The conduct in question, the appeal says, “does not involve dishonesty, violence, theft, or other categories of misconduct typically supporting termination”—and CDA never showed that a written reprimand or suspension would have fallen short.

It also goes after the investigation. The February 5 report by Flynn Investigations Group senior investigator Suzanne Pariser found the three allegations “more likely than not” accurate. Guggenheim’s appeal argues Pariser applied a weaker “plausibility” standard to the November 6 finding and never interviewed him on two of the three allegations—something the report concedes on its own page 17. 

The Pariser report also makes no legal finding on retaliation and allows that “a judge, a juror, or a decision maker for CDA might reach conclusions different than those made by this investigator.”

What’s left open

Guggenheim said the firing didn’t change how he reads what happened or whether he’d do it again.

“I don’t feel like I compromised any integrity saying any of the things that I said and doing what I did. I hope that this brings some investigations and accountability to the department and the state.”

He announced his campaign for Senate District 25 on April 22 at Satire Brewing in Thornton—just over two weeks before the termination letter arrived. RMV covered the launch. He said in the May 11 interview he believes the timing of the firing was no coincidence.

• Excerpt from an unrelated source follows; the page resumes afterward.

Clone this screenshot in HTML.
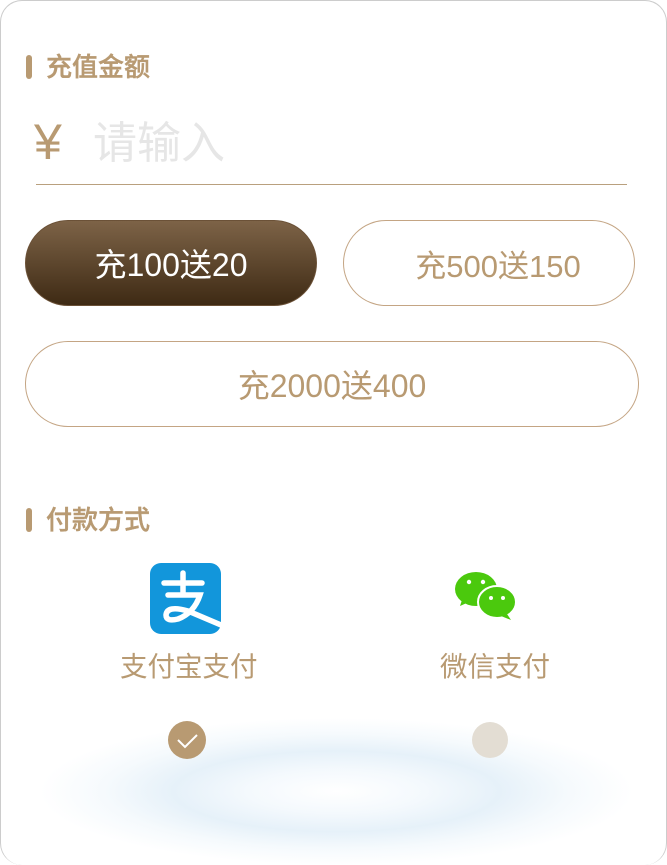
<!DOCTYPE html>
<html><head><meta charset="utf-8"><style>
*{margin:0;padding:0;box-sizing:border-box}
body{width:667px;height:865px;background:#fff;font-family:"Liberation Sans","Noto Sans CJK SC",sans-serif;position:relative;overflow:hidden}
.card{position:absolute;left:0;top:0;width:667px;height:865px;border:1px solid #ccc;border-radius:22px;border-bottom:none;background:#fff}
.t{position:absolute;left:26px;font-size:26px;font-weight:500;color:#b89a72;line-height:30px;-webkit-text-stroke:0.4px #b89a72}
.t:before{content:"";position:absolute;left:0;top:3px;width:6px;height:24px;border-radius:3px;background:#b89a72}
.t span{margin-left:20px}
.btn{position:absolute;height:86px;border:1px solid #c4a584;border-radius:43px;color:#b89a72;font-size:31px;display:flex;align-items:center;justify-content:center}
.abs{position:absolute}
</style></head><body>
<div class="card"></div>
<div class="abs" style="left:40px;top:690px;width:593px;height:175px;background:radial-gradient(ellipse 50% 42% at 50% 58%,#fff 0%,#f4f9fd 30%,#e6f1f9 55%,rgba(236,245,251,0.5) 78%,rgba(255,255,255,0) 100%)"></div>
<div class="t" style="top:52px"><span>充值金额</span></div>
<div class="abs" style="left:34px;top:112px;font-size:50px;color:#b89a72;line-height:60px">¥</div>
<div class="abs" style="left:93px;top:116px;font-size:44px;color:#e6e6e6;line-height:56px">请输入</div>
<div class="abs" style="left:36px;top:184px;width:591px;height:1px;background:#b9a07e"></div>
<div class="btn" style="left:25px;top:220px;width:292px;background:linear-gradient(#7d6347,#3e2a14);color:#fff;border-color:#6b5137;font-size:32px">充100送20</div>
<div class="btn" style="left:343px;top:220px;width:292px;padding-left:18px">充500送150</div>
<div class="btn" style="left:25px;top:341px;width:614px;font-size:32px">充2000送400</div>
<div class="t" style="top:505px"><span>付款方式</span></div>
<svg class="abs" style="left:150px;top:563px" width="71" height="71" viewBox="0 0 71 71"><rect width="71" height="71" rx="11" fill="#1296db"/><path d="M14 20h38M33 10v22M18 32h32q-6 18-22 24q-12 3-12-4q1-10 22-4l33 14" stroke="#fff" stroke-width="5.5" fill="none" stroke-linecap="round"/></svg>
<svg class="abs" style="left:455px;top:570px" width="62" height="50" viewBox="0 0 62 50"><ellipse cx="21" cy="19" rx="21" ry="17" fill="#4bc90d"/><path d="M7 30l-2 6 9-4z" fill="#4bc90d"/><ellipse cx="42" cy="32" rx="19" ry="16" fill="#4bc90d" stroke="#fff" stroke-width="2"/><path d="M52 44l4 6-10-4z" fill="#4bc90d"/><circle cx="14" cy="12" r="2.2" fill="#fff"/><circle cx="28" cy="12" r="2.2" fill="#fff"/><circle cx="36" cy="28" r="2" fill="#fff"/><circle cx="48" cy="28" r="2" fill="#fff"/></svg>
<div class="abs" style="left:120px;top:649px;font-size:27.5px;color:#b89a72;line-height:36px">支付宝支付</div>
<div class="abs" style="left:440px;top:649px;font-size:27.5px;color:#b89a72;line-height:36px">微信支付</div>
<svg class="abs" style="left:168px;top:721px" width="38" height="38" viewBox="0 0 38 38"><circle cx="19" cy="19" r="19" fill="#b89a72"/><path d="M10 19l7 7 12-12" stroke="#fff" stroke-width="2" fill="none"/></svg>
<div class="abs" style="left:472px;top:722px;width:36px;height:36px;border-radius:50%;background:#e3ddd3"></div>
</body></html>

“They knew that I was running for the legislature. They were afraid of that. So if I was an employee, I’d have access to that, and I could use all of the information that I get as an employee and bring it into the legislature to affect policy. They saw that as a threat.”

The claim is unverified.

The CAPS report question—whether Guggenheim had any good option once the training money was spent—is one the termination letter never takes up.

He doesn’t think there was.

“Even though they are the ones who told me to submit the report. That’s the irony of it all.”